Vaiolo delle Scimmie, ecco quello che devi sapere



Non dovrebbe aver colpito così tante persone. Non dovrebbe essere così contagioso. Non dovrebbe stupirci, dal momento che lo conosciamo da almeno sessant’anni. Eppure è così: il vaiolo delle scimmie, monkeypox, conta già un centinaio di casi in Europa (cinque in Italia) e altri in Canada, Australia e Israele.



Ma soprattutto, a esclusione di un paziente, nessuno dei malati ha riferito di essersi recato laddove questo virus è endemico, nell’Africa occidentale o centrale. Per questo gli esperti definiscono quanto sta succedendo «atipico» e l’Organizzazione mondiale della sanità ha dichiarato gli eventi un’emergenza di sanità pubblica di rilevanza internazionale, alzando l’asticella dei controlli. Il primo caso è stato registrato in Gran Bretagna il 7 maggio in un inglese arrivato dalla Nigeria, ma ora sono già a quota venti. «Se rientra nella normalità registrare uno o due casi l’anno, questa frequenza ha colto di sorpresa», spiega a Gente Federico Gobbi, infettivologo esperto di malattie tropicali e responsabile del reparto Salute globale dell’ospedale Sacro Cuore Don Calabria di Negrar (Verona). Jimmy Whitworth, docente di Salute pubblica internazionale della London School of Hygiene & Tropical Medicine ha spiegato alla Bbc che «la trasmissione da persona a persona è estremamente rara e un focolaio di questo tipo è senza precedenti».

Poteva, infatti, succedere che un ammalato infettasse altri membri della famiglia: non è questo il caso e sulla spiegazione si stanno concentrando i virologi. Cosa può essere accaduto? «Potremmo essere di fronte a una mutazione del virus, oppure potrebbe trattarsi di una sfortunata coincidenza, con un infetto che ha partecipato a un evento finendo con il diffondere il virus», aggiunge Gobbi. La malattia si chiama così perché colpisce di norma piccoli roditori e scimmie dell’Africa orientale e centrale, che possono contagiare gli abitanti dei villaggi.

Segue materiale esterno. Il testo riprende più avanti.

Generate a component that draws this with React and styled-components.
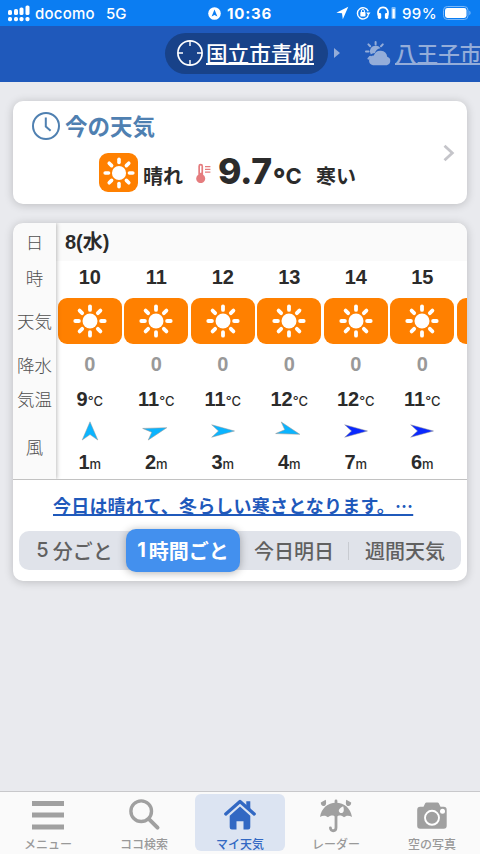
import React from 'react';
import styled, { createGlobalStyle } from 'styled-components';

const hours = [
  { hour: 10, rain: 0, temp: 9, wind: 1, angle: 0, color: '#0ab4ff' },
  { hour: 11, rain: 0, temp: 11, wind: 2, angle: 69, color: '#0ab4ff' },
  { hour: 12, rain: 0, temp: 11, wind: 3, angle: 90, color: '#0ab4ff' },
  { hour: 13, rain: 0, temp: 12, wind: 4, angle: 111, color: '#0ab4ff' },
  { hour: 14, rain: 0, temp: 12, wind: 7, angle: 90, color: '#0a28ff' },
  { hour: 15, rain: 0, temp: 11, wind: 6, angle: 90, color: '#0a28ff' },
];

const rays = [0, 45, 90, 135, 180, 225, 270, 315];

const Sun = ({ size }) => (
  <svg width={size} height={size} viewBox="0 0 34 34">
    <circle cx="17" cy="17" r="7.5" fill="#fff" />
    {rays.map((angle) => (
      <path
        key={angle}
        d="M17 2.300v3.600"
        stroke="#fff"
        strokeWidth="3.800"
        strokeLinecap="round"
        transform={`rotate(${angle} 17 17)`}
      />
    ))}
  </svg>
);

const SignalIcon = () => (
  <svg width="22" height="17" viewBox="0 0 22 17" fill="#fff">
    <rect x="0" y="5" width="4" height="5" rx="1.6" />
    <rect x="6" y="4" width="4" height="6" rx="1.6" />
    <rect x="11.5" y="2.5" width="4" height="7.5" rx="1.6" />
    <rect x="17.5" y="0.5" width="4" height="9.5" rx="1.6" />
    <rect x="0" y="12" width="4" height="4.2" rx="1.6" />
    <rect x="6" y="12" width="4" height="4.2" rx="1.6" />
    <rect x="11.5" y="12" width="4" height="4.2" rx="1.6" />
    <rect x="17.5" y="12" width="4" height="4.2" rx="1.6" />
  </svg>
);

const LocationBadge = () => (
  <svg width="13" height="13" viewBox="0 0 13 13">
    <circle cx="6.5" cy="6.5" r="6.3" fill="#fff" />
    <path d="M6.5 2.6l2.9 7-2.9-1.7-2.9 1.7z" fill="#0b7df2" />
  </svg>
);

const StatusIcons = () => (
  <svg width="61" height="16" viewBox="0 0 61 16" fill="none">
    <path d="M.3 7.8L12.3 1.800 6.8 14.200 6 8.200z" fill="#fff" />
    <path d="M32.2 6.2a5.6 5.6 0 1 0 .1 4" stroke="#fff" strokeWidth="1.400" />
    <path d="M30.2 7.6h4.3l-2.1 2.8z" fill="#fff" />
    <rect x="24.3" y="7" width="5.2" height="4.5" rx=".8" fill="#fff" />
    <path d="M25.4 7.5V6a1.5 1.5 0 0 1 3 0v1.500" stroke="#fff" />
    <path
      d="M43 11.500C40.500 7 43 2.300 47 2.300s6.500 4.700 4 9.200"
      stroke="#fff"
      strokeWidth="1.700"
    />
    <rect x="41.800" y="8" width="3.400" height="5.900" rx="1.400" fill="#fff" />
    <rect x="48.900" y="8" width="3.400" height="5.900" rx="1.400" fill="#fff" />
    <rect x="55.500" y="2" width="4.200" height="12" rx="1" fill="#84bffb" />
    <rect x="56.600" y="4" width="2.100" height="9" fill="#fff" />
  </svg>
);

const BatteryIcon = () => (
  <svg width="28" height="14" viewBox="0 0 28 14" fill="none">
    <rect x=".5" y=".5" width="24.5" height="13" rx="3.8" stroke="#79b8fa" />
    <rect x="2" y="2" width="21.5" height="10" rx="2.4" fill="#fff" />
    <path d="M26.3 4.8c1.7.6 1.7 3.8 0 4.4z" fill="#79b8fa" />
  </svg>
);

const TargetIcon = () => (
  <svg width="26" height="26" viewBox="0 0 26 26" fill="none" stroke="#fff">
    <circle cx="13" cy="13" r="12.1" strokeWidth="1.7" />
    <path d="M13 1v5M13 20v5M1 13h5M20 13h5" strokeWidth="1.4" />
  </svg>
);

const CloudSunIcon = () => (
  <svg width="27" height="25" viewBox="0 0 27 25" fill="#94add9">
    <path
      d="M1 10.500h2.600M3.400 3.400l1.800 1.800M10.600 1v2.600M17.800 3.400L16 5.200M3.400 17.600l1.800-1.800"
      stroke="#94add9"
      strokeWidth="2"
      strokeLinecap="round"
    />
    <path d="M5.800 13.500a5.400 5.400 0 0 1 9.600-6.200c-2.700.5-4.700 2.200-5.500 4.700-1.700.1-3 .7-4.100 1.500z" />
    <path d="M8 24.200a4.900 4.900 0 0 1 .8-9.700 6.900 6.900 0 0 1 13.400 1.200 4.400 4.400 0 0 1-.4 8.500z" />
  </svg>
);

const ClockIcon = () => (
  <svg width="30" height="30" viewBox="0 0 30 30" fill="none" stroke="#4f80b1">
    <circle cx="15" cy="15" r="13" strokeWidth="2" />
    <path d="M14.8 6.5v9l4.8 4.2" strokeWidth="2" />
  </svg>
);

const ThermoIcon = () => (
  <svg width="15" height="20" viewBox="0 0 15 20" fill="none">
    <path
      d="M2.300 3.200a2.400 2.400 0 0 1 4.800 0v8.600a4.500 4.500 0 1 1-4.800 0z"
      fill="#e57c7e"
    />
    <path d="M4.700 3.200v6" stroke="#fff" strokeWidth="1.400" strokeLinecap="round" />
    <path d="M9 3.600h5.400M9 6.400h5.400M9 9.100h5.400" stroke="#e57c7e" strokeWidth="1.200" />
  </svg>
);

// the arrow is flattened a little after it is turned
const WindArrow = ({ angle, color }) => (
  <svg width="28" height="26" viewBox="-14 -13 28 26">
    <path
      d="M0 -10.200L6.900 10 0 4 -6.900 10z"
      fill={color}
      stroke="#999"
      strokeWidth=".5"
      transform={`scale(1.130 .9) rotate(${angle})`}
    />
  </svg>
);

const MenuIcon = () => (
  <svg width="36" height="36" viewBox="0 0 36 36" fill="#a0a0a0">
    <path d="M2 4h32v5H2zM2 15.500h32v5H2zM2 27.500h32v5H2z" />
  </svg>
);

const SearchIcon = () => (
  <svg width="36" height="36" viewBox="0 0 36 36" fill="none" stroke="#a0a0a0">
    <circle cx="15.200" cy="14.200" r="10.300" strokeWidth="3.400" />
    <path d="M23.200 22.300l8.300 8.300" strokeWidth="4" strokeLinecap="round" />
  </svg>
);

const HomeIcon = () => (
  <svg width="36" height="36" viewBox="0 0 36 36" fill="#3268c3">
    <path d="M18 9.600l10.300 9.200v11.500a2.200 2.200 0 0 1-2.200 2.200h-4.600V24.300h-7v8.200H9.900a2.200 2.200 0 0 1-2.200-2.200V18.800z" />
    <path
      d="M3.800 17L18 4.400 32.200 17"
      fill="none"
      stroke="#dce4f2"
      strokeWidth="6.200"
    />
    <path
      d="M3.800 17L18 4.400 32.200 17"
      fill="none"
      stroke="#3268c3"
      strokeWidth="3.300"
      strokeLinecap="round"
      strokeLinejoin="round"
    />
    <path d="M24.300 4.200h4v9l-4-3.500z" />
  </svg>
);

const UmbrellaIcon = () => (
  <svg width="36" height="36" viewBox="0 0 36 36" fill="#a0a0a0">
    <path d="M2 20C3.500 11.300 9.500 5.800 18 5.800s14.500 5.500 16 14.200c-3-2-6-1.600-8 .3-2.300-2.300-5.500-2.600-8-.3-2.500-2.300-5.700-2-8 .3-2-1.900-5-2.300-8-.3z" />
    <path
      d="M18 4V30.500c0 4.300-5.600 4.300-5.600.3"
      fill="none"
      stroke="#a0a0a0"
      strokeWidth="2.800"
      strokeLinecap="round"
    />
    <path d="M2.800 5.500l4.900-2.800c1 3.500.3 6.300-2.100 6.300-1.800 0-2.800-1.400-2.800-3.500zM33.200 5.500l-4.900-2.800c-1 3.500-.3 6.300 2.100 6.300 1.800 0 2.800-1.400 2.800-3.500z" />
    <path
      d="M25.200 9.200c-3.900 2-4.900 3.800-4.100 5.600.8 1.700 3.600 1.600 4.300 0 .6-1.300.5-3-.2-5.600z"
      fill="#fafafa"
    />
  </svg>
);

const CameraIcon = () => (
  <svg width="36" height="36" viewBox="0 0 36 36">
    <path
      d="M6.200 9.800H9.500l1.700-3.600c.3-.6.7-.8 1.300-.8h11c.6 0 1 .2 1.300.8l1.700 3.600h3.200a3 3 0 0 1 3 3V28.800a3 3 0 0 1-3 3H6.200a3 3 0 0 1-3-3V12.800a3 3 0 0 1 3-3z"
      fill="#a0a0a0"
    />
    <circle cx="18" cy="20.800" r="7" fill="none" stroke="#fff" strokeWidth="1.900" />
    <circle cx="28.500" cy="14.300" r="2.500" fill="#fff" />
  </svg>
);

const tabs = [
  { label: 'メニュー', Icon: MenuIcon },
  { label: 'ココ検索', Icon: SearchIcon },
  { label: 'マイ天気', Icon: HomeIcon, active: true },
  { label: 'レーダー', Icon: UmbrellaIcon },
  { label: '空の写真', Icon: CameraIcon },
];

const App = () => {
  return (
    <>
      <GlobalStyle />
      <StyledScreen>
        <StyledStatus>
          <StyledStatusLeft>
            <SignalIcon />
            <StyledCarrier>docomo</StyledCarrier>
            <span>5G</span>
          </StyledStatusLeft>
          <StyledStatusTime>
            <LocationBadge />
            10:36
          </StyledStatusTime>
          <StyledStatusRight>
            <StatusIcons />
            <StyledPercent>99%</StyledPercent>
            <BatteryIcon />
          </StyledStatusRight>
        </StyledStatus>

        <StyledHeader>
          <StyledPlace>
            <TargetIcon />
            <StyledPlaceName>国立市青柳</StyledPlaceName>
          </StyledPlace>
          <StyledCaret />
          <StyledNextPlace>
            <CloudSunIcon />
            <StyledPlaceName $faded>八王子市</StyledPlaceName>
          </StyledNextPlace>
        </StyledHeader>

        <StyledMain>
          <StyledNow>
            <StyledNowTitle>
              <ClockIcon />
              <StyledH2>今の天気</StyledH2>
            </StyledNowTitle>
            <StyledNowRow>
              <StyledNowTile>
                <Sun size={32} />
              </StyledNowTile>
              <StyledNowText>晴れ</StyledNowText>
              <ThermoIcon />
              <StyledTemp>
                9.7<StyledDegree>°</StyledDegree>
                <StyledCelsius>C</StyledCelsius>
              </StyledTemp>
              <StyledNowText>寒い</StyledNowText>
            </StyledNowRow>
            <StyledChevron viewBox="0 0 12 18">
              <path d="M1.500 1.800L9.300 9 1.500 16.200" />
            </StyledChevron>
          </StyledNow>

          <StyledForecast>
            <StyledTable>
              <StyledLabels>
                <StyledLabel $height={38}>日</StyledLabel>
                <StyledLabel $height={34}>時</StyledLabel>
                <StyledLabel $height={52}>天気</StyledLabel>
                <StyledLabel $height={37}>降水</StyledLabel>
                <StyledLabel $height={31}>気温</StyledLabel>
                <StyledLabel $height={64}>風</StyledLabel>
              </StyledLabels>
              <StyledHours>
                <StyledDate>8(水)</StyledDate>
                <StyledColumns>
                  {hours.map((item) => (
                    <StyledColumn key={item.hour}>
                      <StyledCell $height={33}>{item.hour}</StyledCell>
                      <StyledTile>
                        <Sun size={34} />
                      </StyledTile>
                      <StyledCell $height={41} $muted>
                        {item.rain}
                      </StyledCell>
                      <StyledCell $height={28}>
                        {item.temp}
                        <StyledUnit>°C</StyledUnit>
                      </StyledCell>
                      <StyledWind>
                        <WindArrow angle={item.angle} color={item.color} />
                      </StyledWind>
                      <StyledCell $height={27}>
                        {item.wind}
                        <StyledUnit>m</StyledUnit>
                      </StyledCell>
                    </StyledColumn>
                  ))}
                  {/* next hour, only its edge is on screen */}
                  <StyledColumn>
                    <StyledCell $height={33} />
                    <StyledTile />
                  </StyledColumn>
                </StyledColumns>
              </StyledHours>
            </StyledTable>
            <StyledComment>今日は晴れて、冬らしい寒さとなります。…</StyledComment>
            <StyledSegments>
              <StyledSegment $width={107} $shift={4}>
                <StyledDigit>5</StyledDigit>分ごと
              </StyledSegment>
              <StyledSegment $width={114} $active>
                <StyledDigit $bold>1</StyledDigit>時間ごと
              </StyledSegment>
              <StyledSegment $width={108}>今日明日</StyledSegment>
              <StyledDivider />
              <StyledSegment $width={112}>週間天気</StyledSegment>
            </StyledSegments>
          </StyledForecast>
        </StyledMain>

        <StyledTabBar>
          {tabs.map(({ label, Icon, active }) => (
            <StyledTab key={label} $active={active}>
              <Icon />
              <StyledTabLabel>{label}</StyledTabLabel>
            </StyledTab>
          ))}
        </StyledTabBar>
      </StyledScreen>
    </>
  );
};

const GlobalStyle = createGlobalStyle`
  * {
    box-sizing: border-box;
  }
  body {
    margin: 0;
    font-family: 'Liberation Sans', 'Noto Sans CJK JP', sans-serif;
    color: #2b2b2b;
  }
  svg {
    display: block;
    flex-shrink: 0;
  }
`;

const StyledScreen = styled.div`
  width: 480px;
  height: 854px;
  display: flex;
  flex-direction: column;
  overflow: hidden;
  background-color: #e9eaee;
`;

const StyledStatus = styled.div`
  height: 26px;
  flex-shrink: 0;
  display: grid;
  grid-template-columns: 200px 80px 200px;
  align-items: center;
  background-color: #0b7df2;
  color: #fff;
  font-family: Inter, sans-serif;
  font-size: 15px;
  font-weight: 500;
`;

const StyledStatusLeft = styled.div`
  display: flex;
  align-items: center;
  padding-left: 8px;
`;

const StyledCarrier = styled.span`
  margin: 0 11px 0 5px;
  letter-spacing: 0.25px;
`;

const StyledStatusTime = styled.div`
  display: flex;
  align-items: center;
  gap: 6px;
  padding-left: 8px;
  font-weight: 700;
  letter-spacing: 0.8px;
  white-space: nowrap;
`;

const StyledStatusRight = styled.div`
  display: flex;
  align-items: center;
  justify-content: flex-end;
  padding-right: 9px;
`;

const StyledPercent = styled.span`
  margin: 0 6px 0 5px;
  letter-spacing: 0.4px;
`;

const StyledHeader = styled.header`
  height: 56px;
  flex-shrink: 0;
  display: flex;
  align-items: center;
  padding: 0 0 2px 165px;
  background-color: #1f59bb;
  overflow: hidden;
`;

const StyledPlace = styled.div`
  width: 163px;
  height: 41px;
  flex-shrink: 0;
  display: flex;
  align-items: center;
  gap: 3px;
  padding-left: 12px;
  border-radius: 21px;
  background-color: #184289;
`;

const StyledPlaceName = styled.span`
  font-family: 'Noto Sans CJK JP', sans-serif;
  font-size: 21.6px;
  font-weight: 500;
  line-height: 30px;
  white-space: nowrap;
  color: ${({ $faded }) => ($faded ? '#94add9' : '#fff')};
  text-decoration: underline;
  text-decoration-thickness: 1.5px;
  text-underline-offset: 1px;
  text-decoration-skip-ink: none;
`;

const StyledCaret = styled.div`
  margin: 0 25px 0 6px;
  border-left: 6px solid #94add9;
  border-top: 5px solid transparent;
  border-bottom: 5px solid transparent;
`;

const StyledNextPlace = styled.div`
  display: flex;
  align-items: center;
  gap: 3px;
`;

const StyledMain = styled.main`
  flex: 1;
  display: flex;
  flex-direction: column;
  gap: 19px;
  padding: 19px 13px 0;
`;

const StyledCard = styled.section`
  border-radius: 10px;
  background-color: #fff;
  box-shadow: 0 1px 10px rgba(0, 0, 0, 0.2);
`;

const StyledNow = styled(StyledCard)`
  height: 103px;
  display: grid;
  grid-template-columns: 1fr 24px;
  grid-template-rows: 51px 52px;
`;

const StyledNowTitle = styled.div`
  display: flex;
  align-items: center;
  gap: 4px;
  padding-left: 18px;
  padding-bottom: 1px;
`;

const StyledH2 = styled.h2`
  margin: 0;
  padding-bottom: 3px;
  font-family: 'Noto Sans CJK JP', sans-serif;
  font-size: 22.5px;
  font-weight: 700;
  line-height: 30px;
  color: #4f80b1;
`;

const StyledNowRow = styled.div`
  grid-row: 2;
  display: flex;
  align-items: center;
  padding: 0 0 11px 86px;
`;

const StyledNowTile = styled.div`
  width: 39px;
  height: 39px;
  margin-right: 5px;
  display: flex;
  align-items: center;
  justify-content: center;
  border-radius: 9px;
  background-color: #ff8000;
`;

const StyledNowText = styled.span`
  font-family: 'Noto Sans CJK JP', sans-serif;
  font-size: 20px;
  font-weight: 700;
  line-height: 28px;
  margin: 6px 13px 0 0;
`;

const StyledTemp = styled.span`
  width: 91px;
  margin-left: 7px;
  margin-right: 7px;
  margin-top: 2px;
  font-family: Inter, sans-serif;
  font-size: 35.5px;
  font-weight: 800;
  line-height: 40px;
  letter-spacing: -0.3px;
  white-space: nowrap;
`;

const StyledDegree = styled.span`
  display: inline-block;
  margin-left: 1px;
  font-size: 28px;
  line-height: 20px;
  transform: translateY(5px);
`;

const StyledCelsius = styled.span`
  font-size: 22px;
  font-weight: 700;
`;

const StyledChevron = styled.svg`
  grid-column: 2;
  grid-row: 1 / 3;
  align-self: center;
  width: 12px;
  height: 18px;
  fill: none;
  stroke: #c5c5ca;
  stroke-width: 2.8;
`;

const StyledForecast = styled(StyledCard)`
  height: 358px;
  overflow: hidden;
`;

const StyledTable = styled.div`
  height: 257px;
  display: flex;
  border-bottom: 1px solid #c2c2c2;
  overflow: hidden;
`;

const StyledLabels = styled.div`
  width: 43px;
  flex-shrink: 0;
  z-index: 1;
  background-color: #fafafa;
  box-shadow: 1px 0 4px rgba(0, 0, 0, 0.25);
`;

const StyledLabel = styled.div`
  height: ${({ $height }) => $height}px;
  display: flex;
  align-items: center;
  justify-content: center;
  padding-bottom: 2px;
  font-family: 'Noto Sans CJK JP', sans-serif;
  font-size: 17.5px;
  font-weight: 300;
  color: #505050;
`;

const StyledHours = styled.div`
  flex: 1;
  min-width: 0;
  overflow: hidden;
`;

const StyledDate = styled.div`
  height: 38px;
  padding-left: 9px;
  background-color: #fafafa;
  font-size: 20px;
  font-weight: 700;
  line-height: 38px;
`;

const StyledColumns = styled.div`
  display: flex;
  padding-left: 0.5px;
`;

const StyledColumn = styled.div`
  width: 66.5px;
  flex-shrink: 0;
  display: flex;
  flex-direction: column;
  align-items: center;
`;

const StyledCell = styled.div`
  height: ${({ $height }) => $height}px;
  line-height: ${({ $height }) => $height}px;
  font-size: 20px;
  font-weight: 700;
  white-space: nowrap;
  color: ${({ $muted }) => ($muted ? '#999' : '#2b2b2b')};
`;

const StyledTile = styled.div`
  width: 64px;
  height: 46px;
  margin-top: 4px;
  display: flex;
  align-items: center;
  justify-content: center;
  border-radius: 9px;
  background-color: #ff8000;
`;

const StyledUnit = styled.span`
  font-family: Inter, sans-serif;
  font-size: 13px;
  font-weight: 500;
`;

const StyledWind = styled.div`
  height: 36px;
  display: flex;
  align-items: center;
`;

const StyledComment = styled.div`
  height: 51px;
  padding-left: 40px;
  font-family: 'Noto Sans CJK JP', sans-serif;
  font-size: 18px;
  font-weight: 700;
  line-height: 51px;
  letter-spacing: 0.2px;
  white-space: nowrap;
  color: #1f59bb;
  text-decoration: underline;
  text-decoration-thickness: 1.5px;
  text-underline-offset: 1px;
`;

const StyledSegments = styled.div`
  height: 39px;
  margin: 0 6px;
  display: flex;
  align-items: center;
  border-radius: 10px;
  background-color: #e0e3ea;
`;

const StyledSegment = styled.div`
  width: ${({ $width }) => $width}px;
  height: 43px;
  flex-shrink: 0;
  display: flex;
  align-items: center;
  justify-content: center;
  padding-left: ${({ $shift }) => $shift || 0}px;
  padding-bottom: 1px;
  border-radius: 10px;
  font-family: 'Noto Sans CJK JP', sans-serif;
  font-size: 20px;
  font-weight: ${({ $active }) => ($active ? 700 : 500)};
  white-space: nowrap;
  color: ${({ $active }) => ($active ? '#fff' : '#606060')};
  background-color: ${({ $active }) => ($active ? '#4390ee' : 'transparent')};
  box-shadow: ${({ $active }) =>
    $active ? '0 1px 8px rgba(0, 0, 0, 0.3)' : 'none'};
`;

const StyledDigit = styled.span`
  margin-right: ${({ $bold }) => ($bold ? 3 : 4)}px;
  font-family: Inter, sans-serif;
`;

const StyledDivider = styled.div`
  width: 1px;
  height: 18px;
  background-color: #c8cbd1;
`;

const StyledTabBar = styled.nav`
  height: 63px;
  flex-shrink: 0;
  display: grid;
  grid-template-columns: repeat(5, 90px);
  justify-content: space-between;
  padding: 2px 3px;
  border-top: 1px solid #c8c8cb;
  background-color: #fafafa;
`;

const StyledTab = styled.div`
  height: 57px;
  display: flex;
  flex-direction: column;
  align-items: center;
  padding-top: 3px;
  border-radius: 6px;
  color: ${({ $active }) => ($active ? '#3268c3' : '#999')};
  background-color: ${({ $active }) => ($active ? '#dce4f2' : 'transparent')};
`;

const StyledTabLabel = styled.span`
  padding-top: 1px;
  font-family: 'Noto Sans CJK JP', sans-serif;
  font-size: 12px;
  font-weight: 500;
  line-height: 20px;
`;

export default App;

Ai sintomi simil influenzali si associano eruzioni cutanee, spesso sulle mani, ulcere nella bocca e lesioni nell’area genitale, tutte molto dolorose. La trasmissione avviene durante l’intero decorso della malattia, per contatto ma anche per aerosol, almeno secondo quanto sostiene uno studio statunitense del 2013. Al contrario dell’assai più pericoloso vaiolo, questo desta meno preoccupazioni: “La malattia si risolve spontaneamente in 1-2 settimane con adeguato riposo e senza terapie specifiche”, scrive l’Istituto superiore di sanità (Iss). Talvolta, però, soprattutto tra i soggetti a rischio il tasso di mortalità può essere significativo: l’un per cento per il virus originario dell’Africa occidentale, addirittura il 10 per cento per il ceppo congolese. “Le raccomandazioni prevedono di restare a casa a riposo qualora insorga la febbre e di rivolgersi al medico di fiducia in caso di comparsa di vescicole o altre manifestazioni cutanee.

È importante evitare il contatto con persone con febbre e valutare con attenzione, prima di ogni contatto personale stretto o sessuale, la presenza di manifestazioni cutanee inusuali”, scrive ancora l’Iss. Hans Kluge, direttore della sede europea dell’Organizzazione mondiale della Sanità, invita a non cedere a facili allarmismi: «La maggior parte dei casi attualmente oggetto di indagine in Europa è finora lieve». Una volta che il virus sarà sequenziato potremo avere più risposte, ma nel frattempo gli esperti tranquillizzano: chi in passato è stato vaccinato contro il vaiolo dovrebbe essere al sicuro (si stima una protezione pari a circa l’85 per cento).

In Italia l’obbligatorietà è stata abolita nel 1981 e infatti finora i casi registrati hanno tra i 20 e i 40 anni, «ma è ancora presto per pensare alla necessità di riproporre la vaccinazione », dice ancora Federico Gobbi. L’attenzione comunque è alta. Spiega ancora Hans Kluge «Stiamo entrando nella stagione estiva, con raduni di massa, festival e feste: temo che la trasmissione possa accelerare anche perché i sintomi non sono familiari a molti».